There are the blessings! Riches that the eye can see and the hand can handle and the tongue can taste! But now Jesus pronounces a blessing on the poor, the downtrodden, the meek, the lowly, those who are of no account, who do not appear to triumph over their enemies but are persecuted and reviled by them. In what sense are they “blessed”? Clearly not in an earthly material sense. But there reward IN HEAVEN, Jesus says, is great indeed. And that shall be revealed at the last day.
Yet Jesus does not for that reason say, “Blessed WILL be” all these people, but “Blessed ARE” they. The blessedness that is given is theirs to partake of immediately, even as they wait with eager longing for the day when their blessedness is revealed.
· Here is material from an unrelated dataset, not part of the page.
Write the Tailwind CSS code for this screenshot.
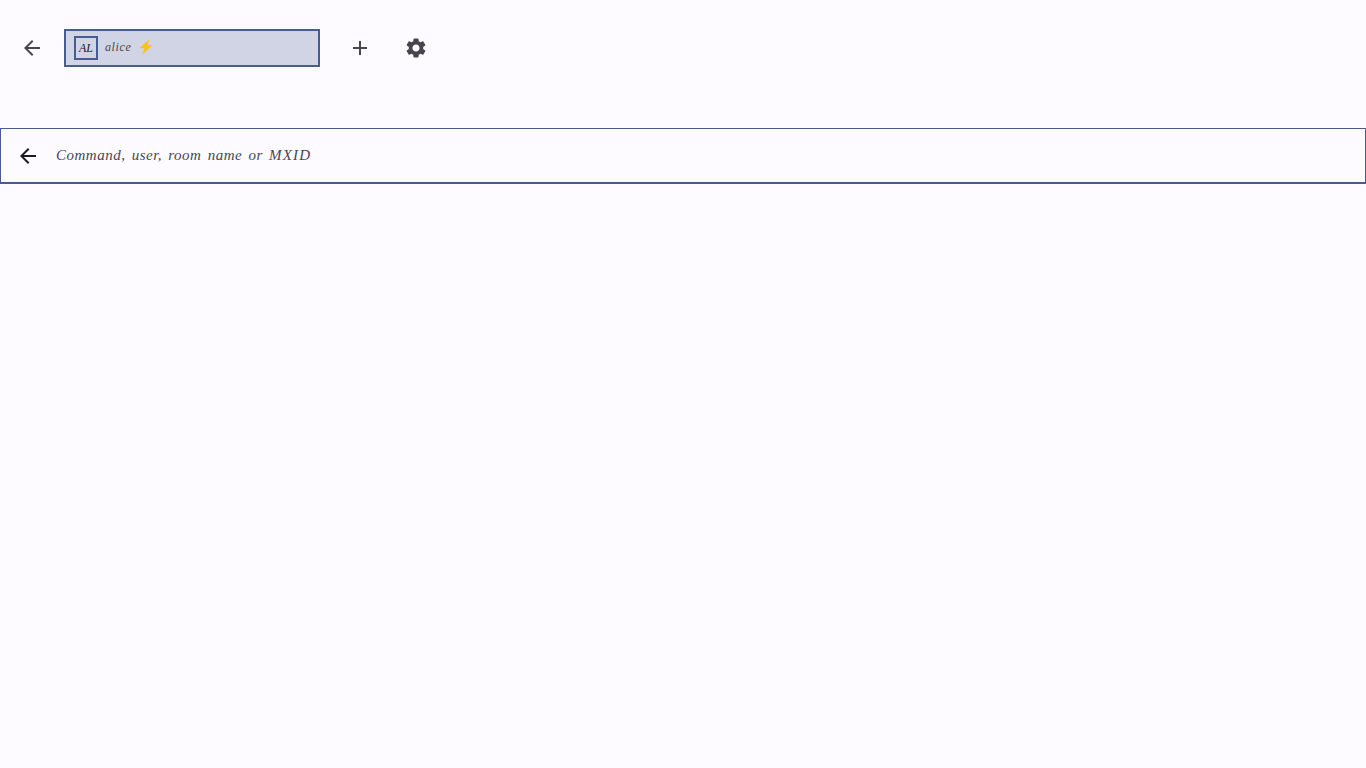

To quote Vos again “It is blessedness that is promised here, and the word does not so much signify a state of mind, as that great realm of consummation and satisfaction, which renders man’s existence, once he has entered into it, serene and secure for evermore.” In other words, “blessed” here doesn’t mean “happy”. Don’t believe that translation! “Happy” doesn’t go nearly far enough. “Blessed” means “eternally secure”, “having everything you need.” Those who realize they have nothing have just become those who have everything and can never lose it.
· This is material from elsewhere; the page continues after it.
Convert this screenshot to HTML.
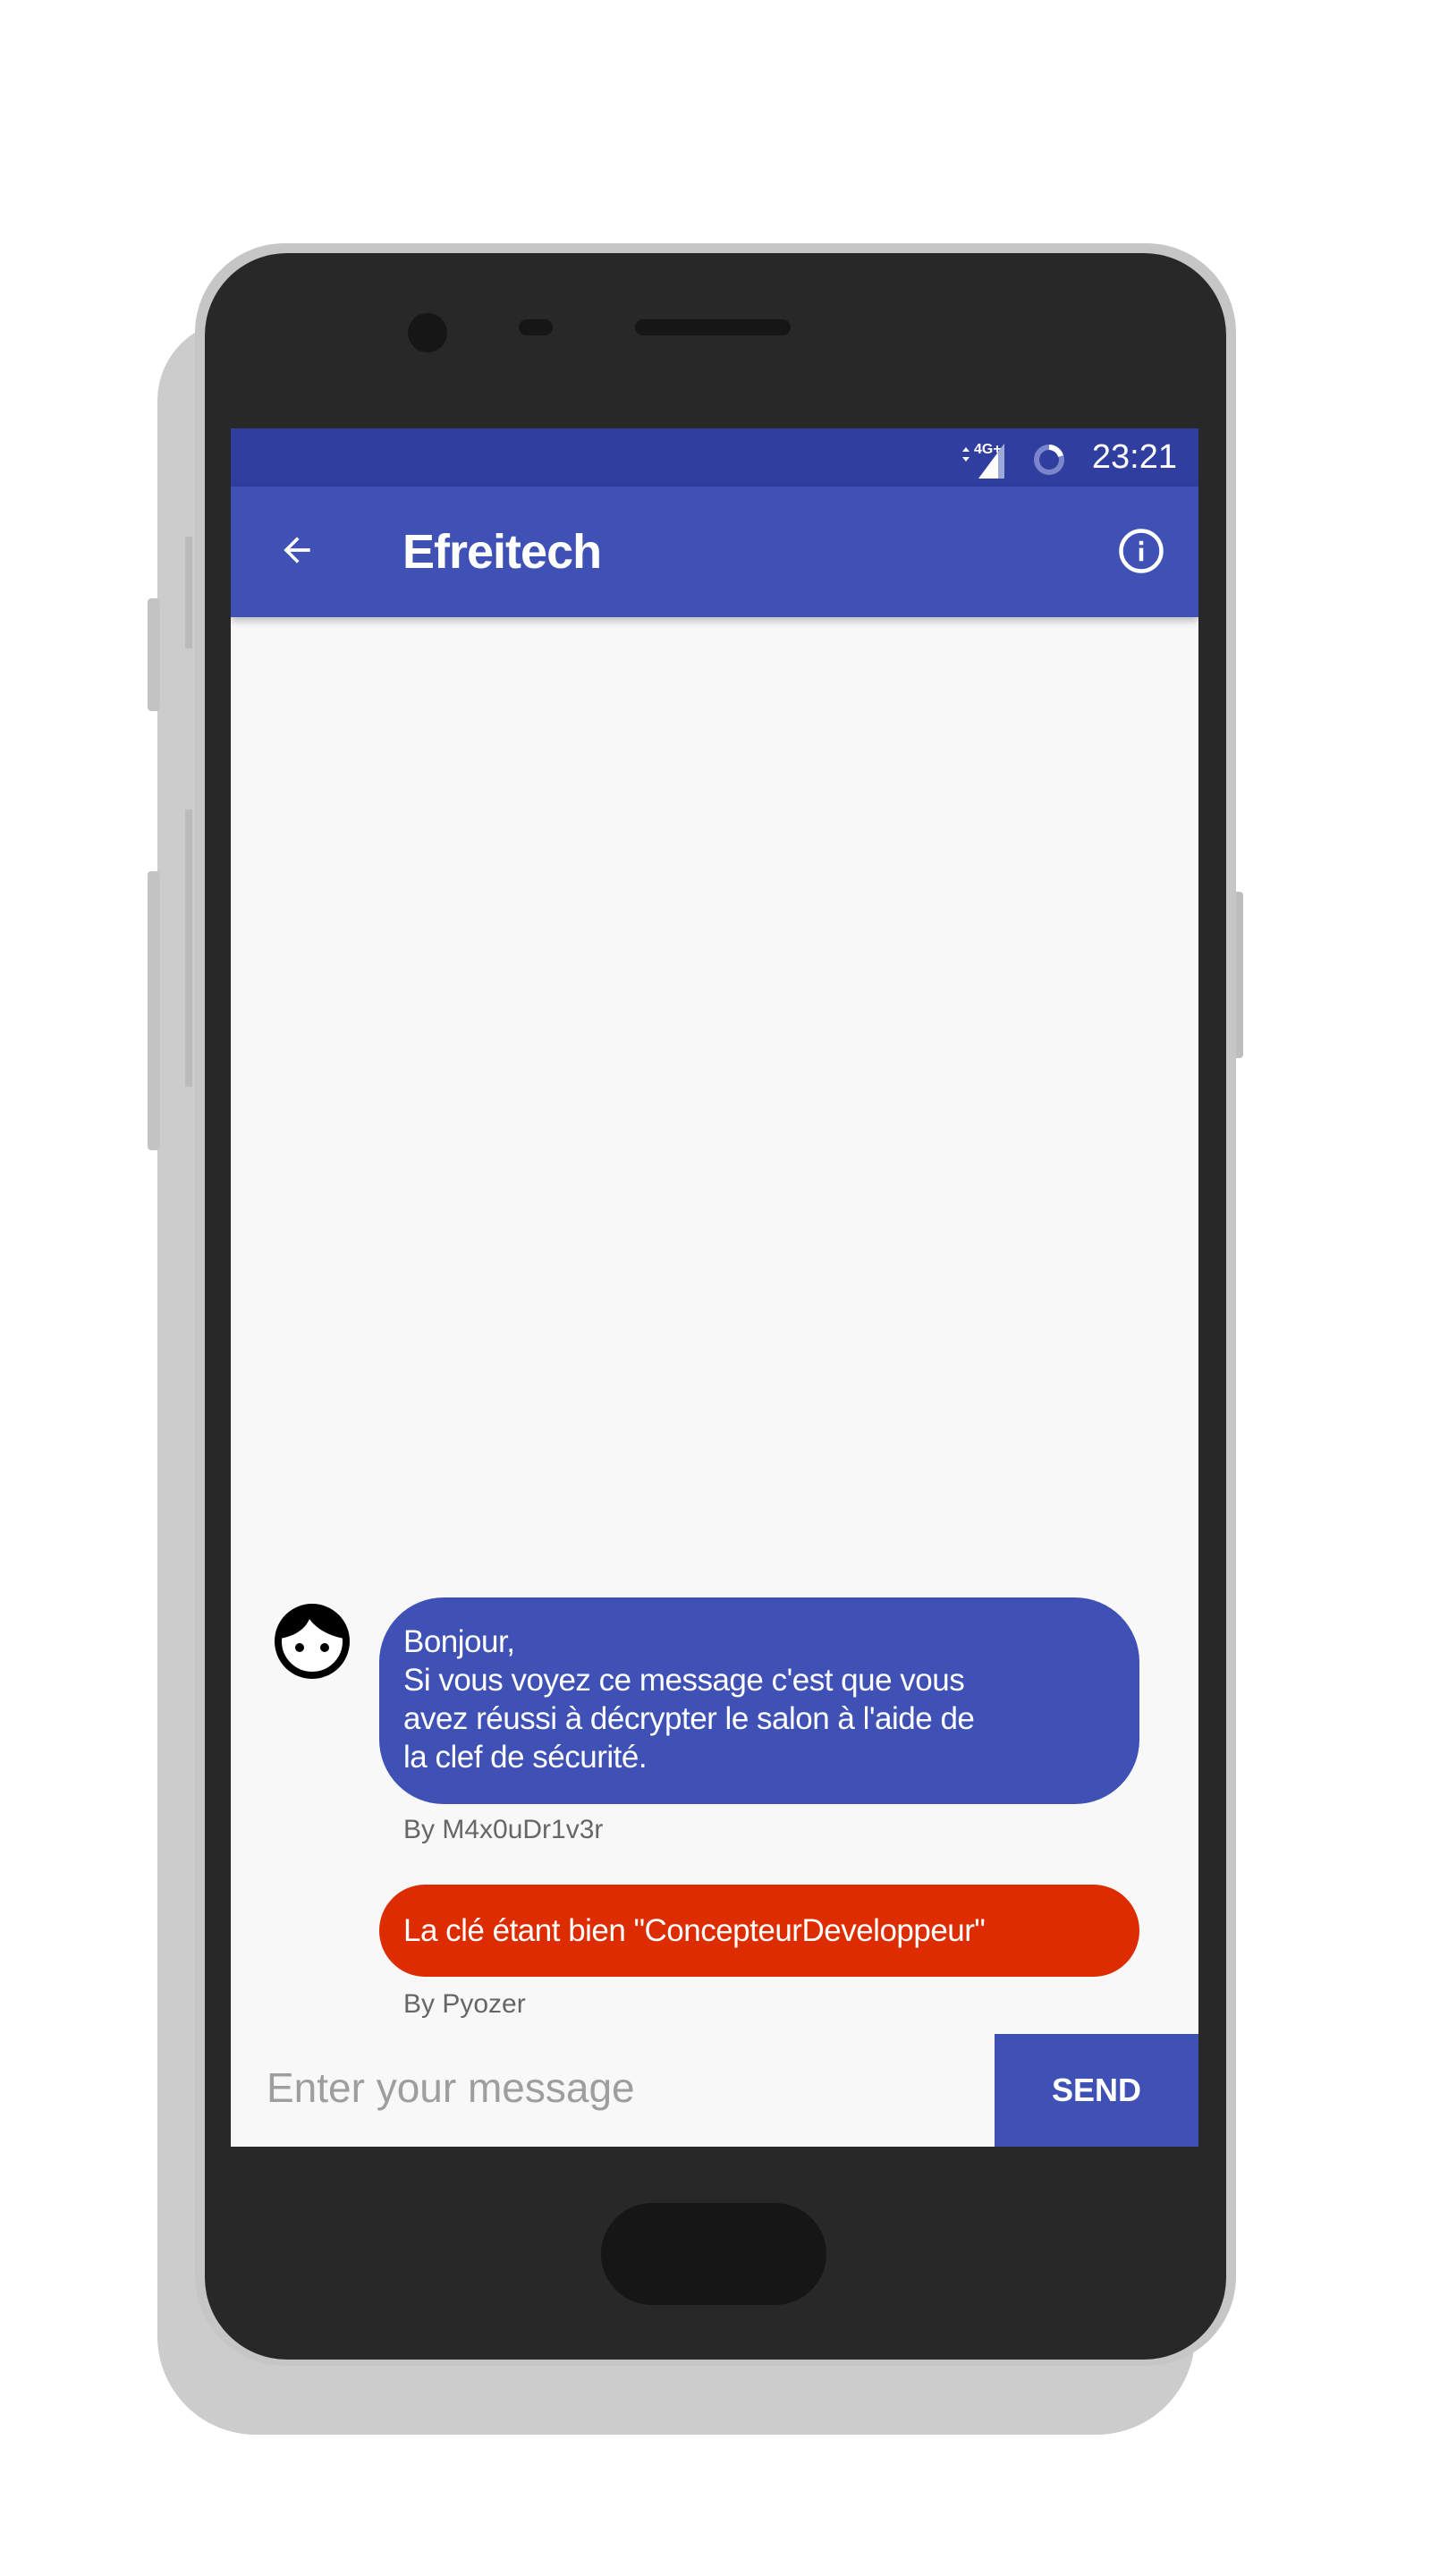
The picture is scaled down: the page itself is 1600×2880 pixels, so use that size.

The blessings of the Mosaic kingdom were visible, material, external, and lasted only until death. The blessings of the new kingdom are invisible (though clearly seen by faith), heavenly, spiritual, and eternal.
So these are the things we will be looking for and finding as we explore this Sermon on the Mount.
We will look for a kingdom founded on grace, whose people are blessed not because of their merit but because of the kindness and grace of God. Thus we will see citizens of this kingdom in chapter 7 who do not have but they ask and it is given to them; they do not possess but they seek and so they find; they do not have the power to open the gates of heaven, but they knock and the doors are opened.
We will look for a kingdom whose citizens reflect the grace of God and so are further blessed. They will not judge for they themselves have not been judged. But rather they will forgive men their trespasses for their heavenly Father has forgiven them.
And we will look for a spiritual, heavenly, eternal kingdom. Thus, the citizens of this kingdom will not lay up treasure on earth but in heaven where moth and rust do not destroy and thieves do not break in and steal. And being already supremely blessed they will not worry but will seek first the kingdom of God and his righteousness, and everything they need will be given to them.